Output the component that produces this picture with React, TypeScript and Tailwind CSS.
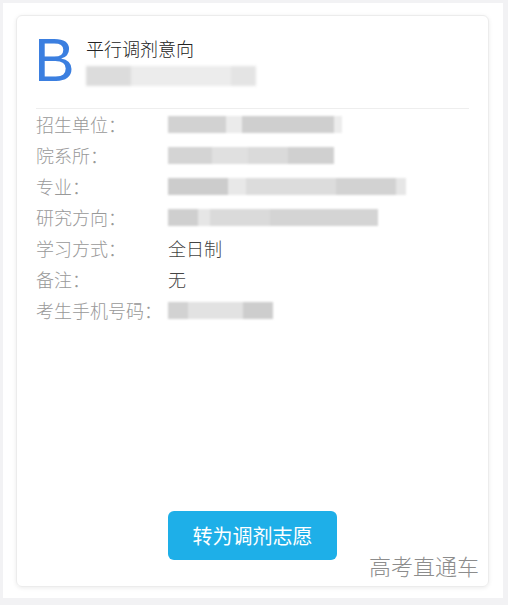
import React from "react";

const font = { fontFamily: '"Noto Sans CJK SC", "Liberation Sans", sans-serif' };

// blurred placeholder made of a few gray segments
const Blur = ({ segs }: { segs: [number, string][] }) => (
  <div className="flex h-[17px] items-stretch blur-[1px]">
    {segs.map(([w, c], i) => (
      <div key={i} className={c} style={{ width: w }} />
    ))}
  </div>
);

const rows: { label: string; value?: string; segs?: [number, string][] }[] = [
  {
    label: "招生单位：",
    segs: [
      [58, "bg-[#d2d2d2]"],
      [16, "bg-[#ebebeb]"],
      [92, "bg-[#cfcfcf]"],
      [8, "bg-[#ececec]"],
    ],
  },
  {
    label: "院系所：",
    segs: [
      [44, "bg-[#d4d4d4]"],
      [36, "bg-[#e0e0e0]"],
      [40, "bg-[#dadada]"],
      [46, "bg-[#d0d0d0]"],
    ],
  },
  {
    label: "专业：",
    segs: [
      [60, "bg-[#cccccc]"],
      [18, "bg-[#e8e8e8]"],
      [90, "bg-[#dcdcdc]"],
      [60, "bg-[#d2d2d2]"],
      [10, "bg-[#e6e6e6]"],
    ],
  },
  {
    label: "研究方向：",
    segs: [
      [30, "bg-[#cfcfcf]"],
      [12, "bg-[#e6e6e6]"],
      [60, "bg-[#dadada]"],
      [108, "bg-[#d4d4d4]"],
    ],
  },
  { label: "学习方式：", value: "全日制" },
  { label: "备注：", value: "无" },
  {
    label: "考生手机号码：",
    segs: [
      [20, "bg-[#d2d2d2]"],
      [55, "bg-[#e2e2e2]"],
      [30, "bg-[#cdcdcd]"],
    ],
  },
];

export default function App() {
  return (
    <div className="h-[605px] w-[508px] bg-[#f2f2f4] p-[3px]" style={font}>
      <div className="h-[595px] w-[500px] bg-white pl-[13px] pt-[12px]">
        <div className="relative flex h-[572px] w-[473px] flex-col rounded-md border border-[#ececec] px-[19px] pt-[14px] shadow-[0_1px_4px_rgba(0,0,0,0.08)]">
          <div className="flex h-[79px] border-b border-[#eeeeee]">
            <div
              className="-ml-[2px] w-[52px] text-[61px] leading-[60px] text-[#3b7fe0]"
              style={{ fontFamily: '"Liberation Sans", Arial, sans-serif' }}
            >
              B
            </div>
            <div className="pt-[6px]">
              <div className="text-[18px] font-light leading-[24px] text-[#222222]">平行调剂意向</div>
              <div className="mt-[6px] flex h-[20px] w-[170px] blur-[1.5px]">
                <div className="w-[45px] bg-[#dcdcdc]" />
                <div className="w-[100px] bg-[#ececec]" />
                <div className="w-[25px] bg-[#e4e4e4]" />
              </div>
            </div>
          </div>

          <div className="flex flex-col">
            {rows.map((r) => (
              <div key={r.label} className="flex h-[31px] items-center text-[18px] font-light">
                <div className="w-[132px] text-[#999999]">{r.label}</div>
                {r.value ? (
                  <div className="text-[#444444]">{r.value}</div>
                ) : (
                  <Blur segs={r.segs!} />
                )}
              </div>
            ))}
          </div>

          <div className="flex-1" />

          <div className="mb-[26px] pl-[132px]">
            <button className="h-[49px] w-[169px] rounded-md bg-[#1eafe8] text-[20px] font-normal text-white">
              转为调剂志愿
            </button>
          </div>

          <div className="absolute bottom-[6px] right-[9px] text-[22px] font-light leading-[30px] text-[#8c8c8c]">
            高考直通车
          </div>
        </div>
      </div>
    </div>
  );
}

## Exercise task
Search the lines for the string "React" and copy every line that has it.

## Complete answer
Output the component that produces this picture with React, TypeScript and Tailwind CSS.
import React from "react";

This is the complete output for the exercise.